▶ _Exercise description_
Determine the count of lines holding "React" and give that count alone.

▶ _Provided material_
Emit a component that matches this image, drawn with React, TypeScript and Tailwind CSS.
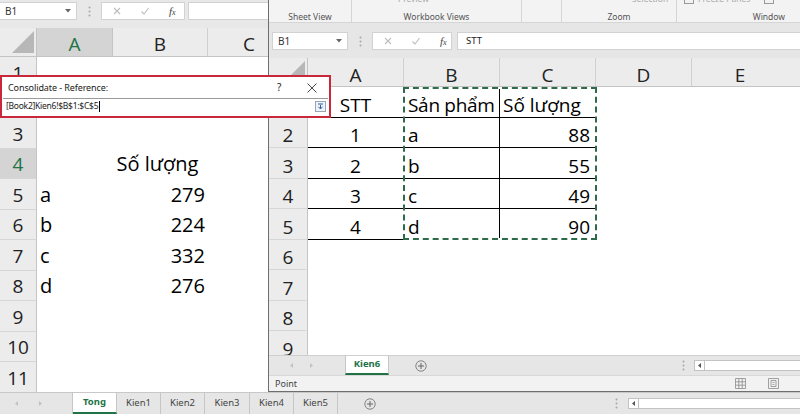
import React from "react";

function Dots() {
  return (
    <svg width="3" height="11" viewBox="0 0 3 11">
      <circle cx="1.5" cy="1.5" r="1" fill="#a8a8a8" />
      <circle cx="1.5" cy="5.5" r="1" fill="#a8a8a8" />
      <circle cx="1.5" cy="9.5" r="1" fill="#a8a8a8" />
    </svg>
  );
}

function DropTri() {
  return (
    <svg width="6" height="4" viewBox="0 0 6 4">
      <path d="M0 0 H6 L3 3.5 Z" fill="#666" />
    </svg>
  );
}

function NameBox({ className }: { className: string }) {
  return (
    <div
      className={`${className} h-[18px] bg-white border border-[#d2d2d2] flex items-center justify-between pl-[5px] pr-[5px] text-[10px] text-[#333] font-['Noto_Sans',sans-serif]`}
    >
      <span>B1</span>
      <DropTri />
    </div>
  );
}

function FxBox({ className }: { className: string }) {
  return (
    <div className={`${className} h-[18px] bg-white border border-[#d2d2d2] flex items-center pl-[11px] gap-[20px]`}>
      <svg width="8" height="8" viewBox="0 0 8 8">
        <path d="M1 1 L7 7 M7 1 L1 7" stroke="#bdbdbd" strokeWidth="1.1" />
      </svg>
      <svg width="8" height="8" viewBox="0 0 8 8">
        <path d="M0.5 4.5 L3 7 L7.5 1" stroke="#bdbdbd" strokeWidth="1.1" fill="none" />
      </svg>
      <span className="font-['Liberation_Serif',serif] italic text-[11px] leading-none text-[#444]">
        f<span className="text-[8px]">x</span>
      </span>
    </div>
  );
}

function CornerTri({ w }: { w: number }) {
  return (
    <svg width={w} height="28" viewBox={`0 0 ${w} 28`}>
      <path d={`M${w - 3} 3 L${w - 3} 25 L${w - 25} 25 Z`} fill="#b7b7b7" />
    </svg>
  );
}

function Arrows() {
  return (
    <>
      <svg width="3" height="5" viewBox="0 0 3 5">
        <path d="M3 0 V5 L0 2.5 Z" fill="#c2c2c2" />
      </svg>
      <svg width="3" height="5" viewBox="0 0 3 5">
        <path d="M0 0 V5 L3 2.5 Z" fill="#c2c2c2" />
      </svg>
    </>
  );
}

function PlusCircle() {
  return (
    <svg width="12" height="12" viewBox="0 0 12 12">
      <circle cx="6" cy="6" r="5.2" stroke="#777" strokeWidth="0.9" fill="none" />
      <path d="M6 3 V9 M3 6 H9" stroke="#666" strokeWidth="1" />
    </svg>
  );
}

function ScrollBox({ className }: { className: string }) {
  return (
    <div className={`${className} h-[11px] bg-white border border-[#c3c3c3] flex`}>
      <div className="w-[10px] h-full border-r border-[#c3c3c3] flex items-center justify-center">
        <svg width="3" height="5" viewBox="0 0 3 5">
          <path d="M3 0 V5 L0 2.5 Z" fill="#555" />
        </svg>
      </div>
    </div>
  );
}

const leftRows: { a?: string; b?: string; bCenter?: boolean }[] = [
  {},
  {},
  {},
  { b: "Số lượng", bCenter: true },
  { a: "a", b: "279" },
  { a: "b", b: "224" },
  { a: "c", b: "332" },
  { a: "d", b: "276" },
  {},
  {},
  {},
];

function LeftWindow() {
  return (
    <div className="w-[268px] h-[392px] shrink-0 flex flex-col overflow-hidden bg-white">
      <div className="h-[28px] shrink-0 bg-[#e8e8e8] pt-[2px]">
        <div className="flex items-center h-[18px]">
          <NameBox className="w-[77px] border-l-0" />
          <div className="w-[24px] flex justify-center">
            <Dots />
          </div>
          <FxBox className="w-[84px]" />
          <div className="ml-[3px] flex-1 h-[18px] bg-white border border-r-0 border-[#d2d2d2]" />
        </div>
      </div>
      <div className="h-[29px] shrink-0 flex bg-[#ececec] border-b border-[#c4c4c4] text-[19px] text-[#222]">
        <div className="w-[37px] border-r border-[#c4c4c4]">
          <CornerTri w={37} />
        </div>
        <div className="w-[76px] bg-[#d4d4d4] text-[#217346] border-r border-[#c4c4c4] flex items-center justify-center pt-[4px] leading-none">
          A
        </div>
        <div className="w-[95px] border-r border-[#d0d0d0] flex items-center justify-center pt-[4px] leading-none">
          B
        </div>
        <div className="flex-1 flex items-center justify-center pt-[4px] leading-none pl-[22px]">C</div>
      </div>
      {leftRows.map((r, i) => (
        <div key={i} className="h-[30.5px] shrink-0 flex">
          <div
            className={`w-[37px] border-r border-b border-r-[#c4c4c4] border-b-[#d6d6d6] flex items-end justify-center pb-[4px] text-[19px] leading-[20px] ${
              i === 3 ? "bg-[#d4d4d4] text-[#217346]" : "bg-[#ececec] text-[#222]"
            }`}
          >
            {i + 1}
          </div>
          <div className="w-[76px] flex items-end pl-[3px] pb-[5px] text-[20px] leading-[20px]">{r.a}</div>
          <div
            className={`w-[95px] flex items-end pb-[5px] text-[20px] leading-[20px] ${
              r.bCenter ? "justify-center pr-[6px]" : "justify-end pr-[3px]"
            }`}
          >
            {r.b}
          </div>
          <div className="flex-1" />
        </div>
      ))}
    </div>
  );
}

const rightRows: { a?: string; b?: string; c?: string; head?: boolean }[] = [
  { a: "STT", b: "Sản phẩm", c: "Số lượng", head: true },
  { a: "1", b: "a", c: "88" },
  { a: "2", b: "b", c: "55" },
  { a: "3", b: "c", c: "49" },
  { a: "4", b: "d", c: "90" },
  {},
  {},
  {},
  {},
];

function RightWindow() {
  return (
    <div className="flex-1 h-[392px] flex flex-col border-l border-b border-[#6e6e6e] bg-white overflow-hidden">
      {/* ribbon */}
      <div className="h-[23px] shrink-0 flex bg-[#f3f3f3] border-b border-[#d6d6d6] text-[8.5px] leading-[10px] text-[#555] font-['Noto_Sans',sans-serif]">
        <div className="w-[83px] shrink-0 flex flex-col justify-end items-center border-r border-[#d6d6d6]">
          Sheet View
        </div>
        <div className="w-[170px] shrink-0 flex flex-col justify-between border-r border-[#d6d6d6]">
          <div className="h-[4px] overflow-hidden pl-[46px]">
            <div className="-mt-[7px] text-[#aaa] leading-[11px]">Preview</div>
          </div>
          <div className="text-center">Workbook Views</div>
        </div>
        <div className="w-[40px] shrink-0 border-r border-[#d6d6d6]" />
        <div className="w-[115px] shrink-0 flex flex-col justify-between border-r border-[#d6d6d6]">
          <div className="h-[4px] overflow-hidden pl-[70px]">
            <div className="-mt-[7px] text-[#aaa] leading-[11px]">Selection</div>
          </div>
          <div className="text-center">Zoom</div>
        </div>
        <div className="flex-1 flex flex-col justify-between">
          <div className="h-[4px] overflow-hidden pl-[7px] flex items-start gap-[4px]">
            <div className="w-[10px] h-[7px] -mt-[3px] border border-[#999] shrink-0" />
            <div className="-mt-[7px] text-[#aaa] leading-[11px] w-[62px] shrink-0">Freeze Panes</div>
            <div className="w-[10px] h-[7px] -mt-[3px] border border-[#999] shrink-0" />
          </div>
          <div className="text-right pr-[15px]">Window</div>
        </div>
      </div>
      {/* formula bar */}
      <div className="h-[35px] shrink-0 bg-[#e6e6e6] pt-[9px] pl-[3px]">
        <div className="flex items-center h-[18px]">
          <NameBox className="w-[76px]" />
          <div className="w-[24px] flex justify-center">
            <Dots />
          </div>
          <FxBox className="w-[80px]" />
          <div className="ml-[5px] flex-1 h-[18px] bg-white border border-r-0 border-[#d2d2d2] flex items-center pl-[8px] text-[9.5px] text-[#222] font-['Noto_Sans',sans-serif]">
            STT
          </div>
        </div>
      </div>
      {/* column headers */}
      <div className="h-[29px] shrink-0 flex bg-[#ececec] border-b border-[#c4c4c4] text-[19px] text-[#222] leading-none">
        <div className="w-[39px] border-r border-[#c4c4c4]">
          <CornerTri w={39} />
        </div>
        <div className="w-[96px] border-r border-[#d0d0d0] flex items-center justify-center pt-[6px]">A</div>
        <div className="w-[96px] border-r border-[#d0d0d0] flex items-center justify-center pt-[6px]">B</div>
        <div className="w-[96px] border-r border-[#d0d0d0] flex items-center justify-center pt-[6px]">C</div>
        <div className="w-[96px] border-r border-[#d0d0d0] flex items-center justify-center pt-[6px]">D</div>
        <div className="flex-1 flex items-center justify-center pt-[6px] pr-[12px]">E</div>
      </div>
      {/* rows */}
      <div className="h-[268px] shrink-0 relative overflow-hidden">
        {rightRows.map((r, i) => {
          const framed = i < 5;
          return (
            <div key={i} className="h-[30.5px] flex">
              <div className="w-[39px] shrink-0 bg-[#ececec] border-r border-b border-r-[#c4c4c4] border-b-[#d6d6d6] flex items-end justify-center pb-[2px] text-[19px] leading-[20px] text-[#222]">
                {i + 1}
              </div>
              <div
                className={`w-[96px] shrink-0 flex items-end justify-center pb-[2px] text-[19px] leading-[20px] ${
                  framed ? "border-r border-b border-black" : ""
                }`}
              >
                {r.a}
              </div>
              <div
                className={`w-[96px] shrink-0 flex items-end pl-[4px] pb-[2px] text-[19px] leading-[20px] whitespace-nowrap tracking-[-0.3px] ${
                  framed ? "border-r border-b border-black" : ""
                }`}
              >
                {r.b}
              </div>
              <div
                className={`w-[96px] shrink-0 flex items-end pb-[2px] text-[19px] leading-[20px] whitespace-nowrap ${
                  r.head ? "justify-start pl-[3px]" : "justify-end pr-[5px]"
                } ${framed ? "border-r border-b border-black" : ""}`}
              >
                {r.c}
              </div>
              <div className="flex-1" />
            </div>
          );
        })}
        {/* copy marquee over B1:C5 */}
        <div className="absolute left-[134px] top-0 w-[194px] h-[153px] border-2 border-white" />
        <div className="absolute left-[134px] top-0 w-[194px] h-[153px] border-2 border-dashed border-[#2e6b4a]" />
      </div>
      {/* sheet tabs */}
      <div className="h-[20px] shrink-0 flex bg-[#e6e6e6] border-t border-[#cfcfcf] text-[9.5px] font-['Noto_Sans',sans-serif]">
        <div className="w-[76px] shrink-0 flex items-center pl-[21px] gap-[17px]">
          <Arrows />
        </div>
        <div className="w-[44px] shrink-0 bg-white border-x border-[#c6c6c6] border-b-2 border-b-[#217346] flex items-center justify-center font-bold text-[#217346]">
          Kien6
        </div>
        <div className="w-[64px] shrink-0 flex items-center justify-center">
          <PlusCircle />
        </div>
        <div className="flex-1" />
        <div className="w-[12px] flex items-center">
          <Dots />
        </div>
        <div className="w-[106px] flex items-center">
          <ScrollBox className="w-[106px] border-r-0" />
        </div>
      </div>
      {/* status bar */}
      <div className="h-[16px] shrink-0 flex items-center justify-between bg-[#f2f2f2] border-t border-[#d8d8d8] pl-[6px] pr-[21px] text-[9px] text-[#444] font-['Noto_Sans',sans-serif]">
        <span>Point</span>
        <div className="flex items-center gap-[22px]">
          <svg width="11" height="11" viewBox="0 0 11 11">
            <path
              d="M0.5 0.5 H10.5 V10.5 H0.5 Z M0.5 3.8 H10.5 M0.5 7.2 H10.5 M3.8 0.5 V10.5 M7.2 0.5 V10.5"
              stroke="#8a8a8a"
              strokeWidth="0.8"
              fill="none"
            />
          </svg>
          <svg width="11" height="11" viewBox="0 0 11 11">
            <path d="M0.5 0.5 H10.5 V10.5 H0.5 Z" stroke="#8a8a8a" strokeWidth="0.8" fill="none" />
            <path d="M3 2.5 H8 V8.5 H3 Z" stroke="#8a8a8a" strokeWidth="0.8" fill="none" />
            <path d="M4.5 4.5 H6.5 M4.5 6.5 H6.5" stroke="#8a8a8a" strokeWidth="0.7" />
          </svg>
        </div>
      </div>
    </div>
  );
}

function LeftTabBar() {
  const tabs = [
    { n: "Kien1", w: "w-[44px]" },
    { n: "Kien2", w: "w-[44px]" },
    { n: "Kien3", w: "w-[45px]" },
    { n: "Kien4", w: "w-[44px]" },
    { n: "Kien5", w: "w-[44px]" },
  ];
  return (
    <div className="h-[22px] flex bg-[#e6e6e6] border-t border-[#c8c8c8] text-[9.5px] text-[#444] font-['Noto_Sans',sans-serif]">
      <div className="w-[73px] shrink-0 flex items-center pl-[15px] gap-[21px] border-r border-[#c6c6c6]">
        <Arrows />
      </div>
      <div className="w-[44px] shrink-0 bg-white border-r border-[#c6c6c6] border-b-2 border-b-[#217346] flex items-center justify-center font-bold text-[#217346]">
        Tong
      </div>
      {tabs.map((t) => (
        <div key={t.n} className={`${t.w} shrink-0 border-r border-[#c6c6c6] flex items-center justify-center`}>
          {t.n}
        </div>
      ))}
      <div className="w-[64px] shrink-0 flex items-center justify-center">
        <PlusCircle />
      </div>
      <div className="flex-1" />
      <div className="w-[13px] flex items-center">
        <Dots />
      </div>
      <div className="w-[172px] flex items-center">
        <ScrollBox className="w-[172px] border-r-0" />
      </div>
    </div>
  );
}

function Dialog() {
  return (
    <div className="absolute left-0 top-[75px] w-[331px] h-[43px] bg-white border-2 border-[#c8283a] flex flex-col font-['Noto_Sans',sans-serif] text-[#222]">
      <div className="h-[21px] flex items-center pl-[6px] text-[9px] tracking-[-0.1px]">
        <span>Consolidate - Reference:</span>
        <div className="flex-1" />
        <span className="w-[30px] text-[10px]">?</span>
        <svg width="10" height="10" viewBox="0 0 10 10" className="mr-[12px]">
          <path d="M0.5 0.5 L9.5 9.5 M9.5 0.5 L0.5 9.5" stroke="#333" strokeWidth="0.9" />
        </svg>
      </div>
      <div className="mx-[1px] h-[16px] border-t border-[#9a9a9a] flex items-center pl-[3px] pr-[2px] text-[8.5px] tracking-[-0.25px]">
        <span>[Book2]Kien6!$B$1:$C$5</span>
        <span className="w-px h-[11px] bg-black ml-[1px]" />
        <div className="flex-1" />
        <svg width="11" height="11" viewBox="0 0 11 11">
          <rect x="0.5" y="0.5" width="10" height="10" fill="#eef3f9" stroke="#9aa6b5" />
          <path d="M3 3 H8" stroke="#2b5ea8" strokeWidth="1" />
          <path d="M5.5 4 V7.5 M3.5 5.8 L5.5 8 L7.5 5.8" stroke="#2b5ea8" strokeWidth="1" fill="none" />
        </svg>
      </div>
    </div>
  );
}

export default function App() {
  return (
    <div className="relative w-[800px] h-[414px] overflow-hidden bg-white font-['Open_Sans',sans-serif] text-black">
      <div className="flex h-[392px]">
        <LeftWindow />
        <RightWindow />
      </div>
      <LeftTabBar />
      <Dialog />
    </div>
  );
}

▶ _Correct response_
2